Coronavirus response undermines case for many regulations
by Ray Carter
Director, Center for Independent Journalism
[Original link] Gov. Kevin Stitt has signed an executive order that waives various regulations in Oklahoma, including mandates restricting the provision of telemedicine, to help address issues associated with coronavirus.
Other governors across the nation, as well as the federal government, have taken similar deregulatory steps. In doing so, those efforts have raised a crucial question: Were those regulations really needed in the first place?
Many experts say the answer is “no.”
“The fact that they’re recognizing that these regulations are problematical during a health emergency is just proof positive that they’re problematical all the time and that they need permanent repeal,” said Byron Schlomach, director of the 1889 Institute, an education and research organization.
The 1889 Institute has previously highlighted problems in Oklahoma government regulation, saying lawmakers need to “stop creating governance structures where conflicts of interest, self-dealing, and groupthink are to be expected.”
In Oklahoma, Oklahoma health-care providers have been required to have a pre-existing relationship with a patient before providing care via telemedicine.
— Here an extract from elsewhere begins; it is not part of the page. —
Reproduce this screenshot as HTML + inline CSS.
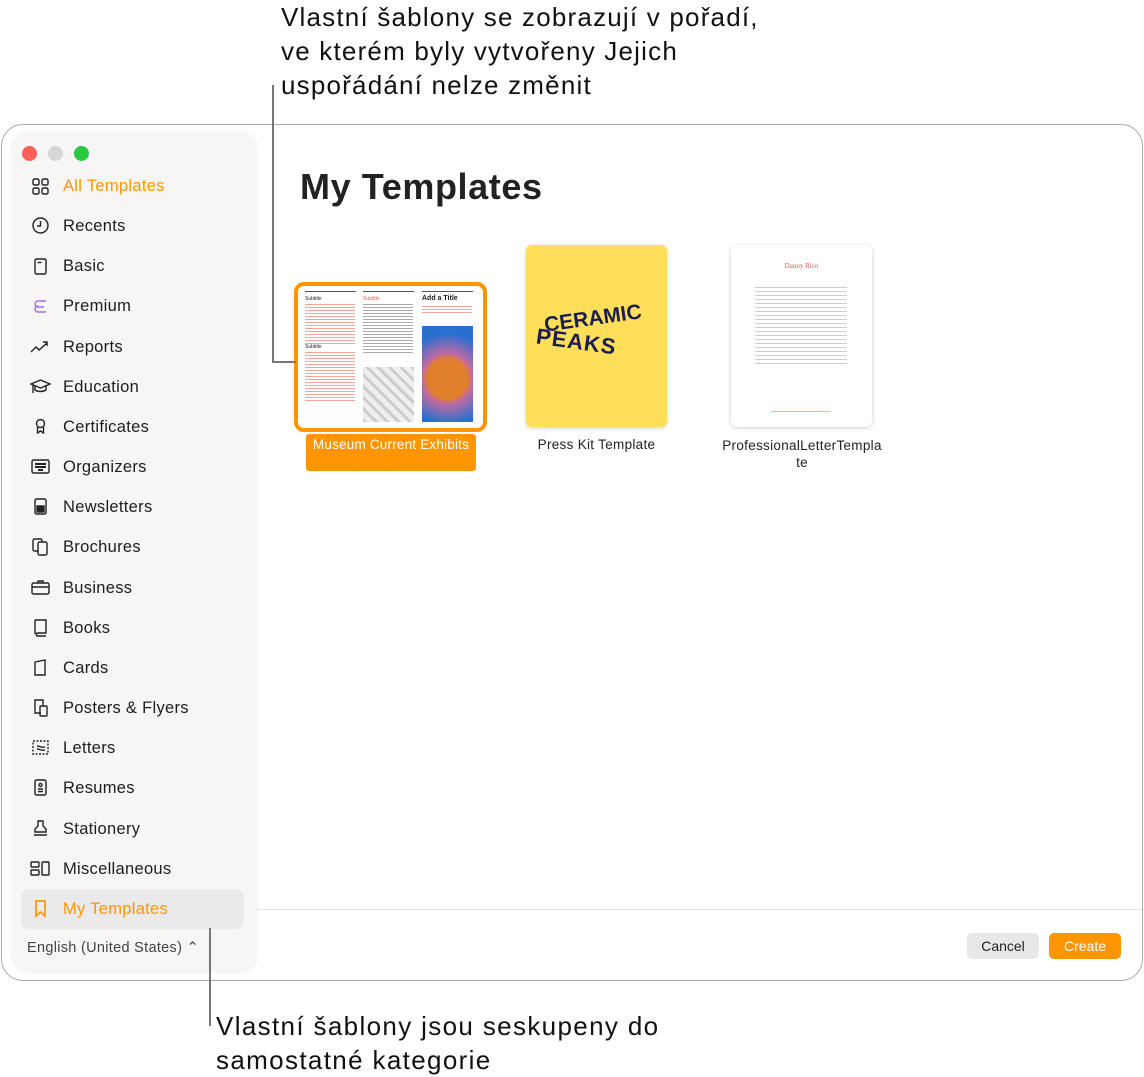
<!DOCTYPE html>
<html><head><meta charset="utf-8"><style>
*{margin:0;padding:0;box-sizing:border-box}
body{width:1144px;height:1077px;background:#fff;position:relative;font-family:"Liberation Sans",sans-serif;overflow:hidden;color:#1d1d1f}
.call{position:absolute;font-size:26px;line-height:34px;color:#111;letter-spacing:1.2px;white-space:nowrap}
.win{position:absolute;left:1px;top:124px;width:1142px;height:857px;border:1px solid #a9a9a9;border-radius:22px;background:#fff}
.side{position:absolute;left:13px;top:133px;width:243px;height:839px;background:#f7f6f5;border-radius:16px;box-shadow:0 0 6px rgba(0,0,0,.08)}
.dot{position:absolute;top:146px;width:15px;height:15px;border-radius:50%}
.item{position:absolute;left:63px;font-size:16.5px;height:22px;line-height:22px;letter-spacing:0.3px}
.ic{position:absolute;left:30px;width:21px;height:21px}
.ic svg{width:21px;height:21px;fill:none;stroke:#222;stroke-width:1.4}
.sel{position:absolute;left:21px;top:889px;width:223px;height:40px;background:#ebeaea;border-radius:8px}
.line{position:absolute;background:#777}
.cap{position:absolute;font-size:13.5px;text-align:center;color:#222;letter-spacing:0.3px}
</style></head><body>
<div class="call" style="left:281px;top:0px">Vlastní šablony se zobrazují v pořadí,<br>ve kterém byly vytvořeny Jejich<br>uspořádání nelze změnit</div>
<div class="call" style="left:216px;top:1009px;letter-spacing:1.35px">Vlastní šablony jsou seskupeny do<br>samostatné kategorie</div>
<div class="win"></div>
<div class="side"></div>
<div class="dot" style="left:22px;background:#fe5f57"></div>
<div class="dot" style="left:48px;background:#d6d6d6"></div>
<div class="dot" style="left:74px;background:#28c840"></div>
<div class="sel"></div>

<div class="item" style="top:175px;color:#ff9500">All Templates</div>
<div class="item" style="top:215px">Recents</div>
<div class="item" style="top:255px">Basic</div>
<div class="item" style="top:295px">Premium</div>
<div class="item" style="top:336px">Reports</div>
<div class="item" style="top:376px">Education</div>
<div class="item" style="top:416px">Certificates</div>
<div class="item" style="top:456px">Organizers</div>
<div class="item" style="top:496px">Newsletters</div>
<div class="item" style="top:536px">Brochures</div>
<div class="item" style="top:577px">Business</div>
<div class="item" style="top:617px">Books</div>
<div class="item" style="top:657px">Cards</div>
<div class="item" style="top:697px">Posters &amp; Flyers</div>
<div class="item" style="top:737px">Letters</div>
<div class="item" style="top:777px">Resumes</div>
<div class="item" style="top:818px">Stationery</div>
<div class="item" style="top:858px">Miscellaneous</div>
<div class="item" style="top:898px;color:#ff9500">My Templates</div>
<div style="position:absolute;left:27px;top:940px;font-size:14.5px;color:#444;letter-spacing:0.3px">English (United States) ⌃</div>

<div class="ic" style="top:176px"><svg viewBox="0 0 21 21"><rect x="3" y="3" width="6" height="6" rx="1.5"/><rect x="12" y="3" width="6" height="6" rx="1.5"/><rect x="3" y="12" width="6" height="6" rx="1.5"/><rect x="12" y="12" width="6" height="6" rx="1.5"/></svg></div>
<div class="ic" style="top:215px"><svg viewBox="0 0 21 21"><circle cx="10.5" cy="10.5" r="7.5"/><path d="M10.5 6v5H7"/></svg></div>
<div class="ic" style="top:256px"><svg viewBox="0 0 21 21"><rect x="5" y="3" width="11" height="15" rx="1.5"/><path d="M7.5 6.5h4"/></svg></div>
<div class="ic" style="top:296px"><svg viewBox="0 0 21 21" style="stroke:#a070e0"><path d="M16 5H8a3 3 0 000 6h6M16 16H8a3 3 0 010-6"/></svg></div>
<div class="ic" style="top:336px"><svg viewBox="0 0 21 21"><path d="M1 16l5-5 3 3 8-7M13 6h4v4"/></svg></div>
<div class="ic" style="top:376px"><svg viewBox="0 0 21 21"><path d="M1 8l9.5-4 9.5 4-9.5 4zM5 10v4c3 2 8 2 11 0v-4M3 9v8"/></svg></div>
<div class="ic" style="top:416px"><svg viewBox="0 0 21 21"><circle cx="10.5" cy="7.5" r="4"/><path d="M7.5 11v6l3-2 3 2v-6"/></svg></div>
<div class="ic" style="top:456px"><svg viewBox="0 0 21 21"><rect x="2" y="4" width="17" height="13" rx="1.5"/><path d="M5 8h11M5 11h11M8 14h5" stroke-width="2"/></svg></div>
<div class="ic" style="top:496px"><svg viewBox="0 0 21 21"><rect x="5" y="3" width="11" height="15" rx="1.5"/><rect x="7" y="10" width="7" height="6" fill="#222"/></svg></div>
<div class="ic" style="top:536px"><svg viewBox="0 0 21 21"><rect x="3" y="3" width="9" height="12" rx="1.5"/><rect x="8" y="6" width="9" height="13" rx="1.5" fill="#f7f6f5"/></svg></div>
<div class="ic" style="top:577px"><svg viewBox="0 0 21 21"><rect x="2" y="6" width="17" height="11" rx="1.5"/><path d="M8 6V4h5v2M2 10h17"/></svg></div>
<div class="ic" style="top:617px"><svg viewBox="0 0 21 21"><path d="M5 3h11v13H7a2 2 0 000 3h9M5 3v14"/></svg></div>
<div class="ic" style="top:657px"><svg viewBox="0 0 21 21"><path d="M5 5l10-2v15H5z"/></svg></div>
<div class="ic" style="top:697px"><svg viewBox="0 0 21 21"><path d="M11 16H5V3h8v6"/><rect x="10" y="9" width="7" height="10" rx="1"/></svg></div>
<div class="ic" style="top:737px"><svg viewBox="0 0 21 21" stroke-dasharray="2 1.5"><rect x="3" y="4" width="15" height="13"/><path d="M7 9c3 0 4 2 8 1M7 12c3 0 4 2 8 1" stroke-dasharray="none"/></svg></div>
<div class="ic" style="top:777px"><svg viewBox="0 0 21 21"><rect x="5" y="3" width="11" height="15" rx="1.5"/><circle cx="10.5" cy="8" r="1.5"/><path d="M8 12h5M8 14.5h5"/></svg></div>
<div class="ic" style="top:818px"><svg viewBox="0 0 21 21"><path d="M8 3h5v5l3 3v3H5v-3l3-3zM4 17h13"/></svg></div>
<div class="ic" style="top:858px"><svg viewBox="0 0 21 21"><rect x="1" y="4" width="8" height="5" rx="1"/><rect x="1" y="12" width="8" height="5" rx="1"/><rect x="12" y="4" width="7" height="13" rx="1"/></svg></div>
<div class="ic" style="top:898px"><svg viewBox="0 0 21 21" style="stroke:#ff9500;stroke-width:1.7"><path d="M6 3h9v15l-4.5-4L6 18z"/></svg></div>

<div style="position:absolute;left:300px;top:166px;font-size:36px;font-weight:bold;color:#222;letter-spacing:0.6px">My Templates</div>

<!-- template 1 -->
<div style="position:absolute;left:294px;top:282px;width:193px;height:150px;border:4px solid #ff9500;border-radius:10px;background:#fff;overflow:hidden">
 <div style="position:absolute;left:7px;top:5px;width:51px;height:1px;background:#555"></div>
 <div style="position:absolute;left:65px;top:5px;width:51px;height:1px;background:#555"></div>
 <div style="position:absolute;left:124px;top:5px;width:51px;height:1px;background:#555"></div>
 <div style="position:absolute;left:7px;top:10px;font-size:5px">Subtitle</div>
 <div style="position:absolute;left:7px;top:18px;width:50px;height:40px;background:repeating-linear-gradient(#f7a59a 0 1px,#fff 1px 3px)"></div>
 <div style="position:absolute;left:7px;top:58px;font-size:5px">Subtitle</div>
 <div style="position:absolute;left:7px;top:66px;width:50px;height:50px;background:repeating-linear-gradient(#f7a59a 0 1px,#fff 1px 3px)"></div>
 <div style="position:absolute;left:65px;top:10px;font-size:5px;color:#f55">Subtitle</div>
 <div style="position:absolute;left:65px;top:18px;width:50px;height:50px;background:repeating-linear-gradient(#aaa 0 1px,#fff 1px 3px)"></div>
 <div style="position:absolute;left:65px;top:81px;width:51px;height:55px;background:repeating-linear-gradient(45deg,#ccc 0 3px,#eee 3px 8px)"></div>
 <div style="position:absolute;left:124px;top:9px;font-size:7px;font-weight:bold">Add a Title</div>
 <div style="position:absolute;left:124px;top:20px;width:50px;height:8px;background:repeating-linear-gradient(#f7a59a 0 1px,#fff 1px 3px)"></div>
 <div style="position:absolute;left:124px;top:40px;width:51px;height:96px;background:radial-gradient(circle at 50% 55%,#e0802a 0 20px,#c26aa0 25px,#2a6fd0 45px)"></div>
</div>
<div style="position:absolute;left:306px;top:434px;width:170px;height:37px;background:#ff9500;border-radius:3px;color:#fff;font-size:13.5px;text-align:center;padding-top:3px;letter-spacing:0.2px">Museum Current Exhibits</div>

<!-- template 2 -->
<div style="position:absolute;left:526px;top:245px;width:141px;height:182px;background:#ffde59;border-radius:6px;box-shadow:0 1px 4px rgba(0,0,0,.2);overflow:hidden">
 <div style="position:absolute;left:18px;top:62px;font-size:21px;font-weight:bold;color:#1c1e4f;transform:rotate(-8deg);letter-spacing:0px">CERAMIC</div>
 <div style="position:absolute;left:10px;top:84px;font-size:22px;font-weight:bold;color:#1c1e4f;transform:rotate(8deg);letter-spacing:1px">PEAKS</div>
</div>
<div class="cap" style="left:526px;top:437px;width:141px">Press Kit Template</div>

<!-- template 3 -->
<div style="position:absolute;left:731px;top:245px;width:141px;height:182px;background:#fff;border-radius:6px;box-shadow:0 1px 4px rgba(0,0,0,.2)">
 <div style="position:absolute;left:0;top:17px;width:141px;text-align:center;font-family:'Liberation Serif',serif;font-size:7px;color:#e0554a">Danny Rico</div>
 <div style="position:absolute;left:24px;top:42px;width:92px;height:80px;background:repeating-linear-gradient(#ccc 0 1px,#fff 1px 4px)"></div>
 <div style="position:absolute;left:40px;top:166px;width:60px;height:1px;background:#f5b0a8"></div>
</div>
<div class="cap" style="left:712px;top:437px;width:180px;line-height:17px">ProfessionalLetterTempla<br>te</div>

<div style="position:absolute;left:256px;top:909px;width:886px;height:1px;background:#e2e2e2"></div>
<div style="position:absolute;left:967px;top:933px;width:72px;height:26px;background:#e8e8e8;border-radius:5px;font-size:14px;text-align:center;line-height:26px;color:#222">Cancel</div>
<div style="position:absolute;left:1049px;top:933px;width:72px;height:26px;background:#ff9500;border-radius:5px;font-size:14px;text-align:center;line-height:26px;color:#fff">Create</div>

<div class="line" style="left:272px;top:85px;width:2px;height:278px"></div>
<div class="line" style="left:272px;top:361px;width:24px;height:2px"></div>
<div class="line" style="left:209px;top:928px;width:2px;height:98px"></div>
</body></html>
Stitt’s executive order waived that mandate, which the governor’s office noted in a press release makes it “easier for Oklahomans to see a doctor without leaving home.”
Stitt’s order also allows health care professionals who are licensed in another state to receive a temporary license to practice in Oklahoma.
The order also slashes restrictions on truck drivers and commercial vehicles so they can more easily transport medical supplies and other items across the state.
Stitt’s action on out-of-state medical licenses and telemedicine is similar to steps taken by other governors across the country from both political parties. Yet repeal of those regulations was sought by experts long before the outbreak of the coronavirus.
“Cato’s work on occupational licensure in medical and other fields goes back many decades and continues to the present,” writes Walter Olson, a senior fellow at the libertarian Cato Institute. “There is strong evidence that licensing burdens in many areas could be scaled back or eliminated entirely at no cost in consumer welfare (and often a gain), and that interstate barriers to recognition of licenses held in good standing elsewhere impose particularly high costs to little benefit.”
In many instances, government regulation has been a major impediment to addressing health concerns during the coronavirus event.
Jeffrey A. Singer, a general surgeon in Arizona and a senior fellow at the Cato Institute, recently noted that challenges in distributing tests for coronavirus were driven largely by government regulation.
Singer pointed out that the federal Centers for Disease Control and Prevention “took control of distributing and administering tests while the private sector and foreign‐developed tests were kept out of the process during the crucial weeks between when the virus was first identified in December and when it started rapidly spreading among the American public. The obstacles to private‐sector action are only now being lifted.”
Among other things, he noted that government regulation initially prevented the use of “tests already in use in other countries.”
While the coronavirus has incentivized state governments to begin deregulating, the need for deregulation has been a growing topic in Oklahoma for months.
At an August 2019 legislative study, Oklahoma lawmakers were told they could increase state economic growth by repealing regulations. James Broughel, a senior research fellow at the Mercatus Center at George Mason University, reported that Oklahoma’s administrative code is 9.3 million words in length and contains 145,296 restrictions. That’s above the national average of roughly 131,000.
Prior to the coronavirus scare, Stitt said he would focus on deregulation as governor, saying he wants to slash state red tape by 25 percent. The governor has called for repealing two state regulations for every new regulation placed on the books.
And, earlier this month, the Oklahoma Senate approved the “Universal Occupational License Recognition Act.” If that legislation becomes law, an occupational license or certificate issued in another state would be recognized as valid if the holder moves to Oklahoma and is not facing any disciplinary action.
Scott Sumner, the Ralph G. Hawtrey Chair of Monetary Policy at the Mercatus Center at George Mason University, has previously summed up research on regulation bluntly.
“One of the most basic ideas in economics,” Sumner wrote, “is that the vast majority of regulations are harmful.”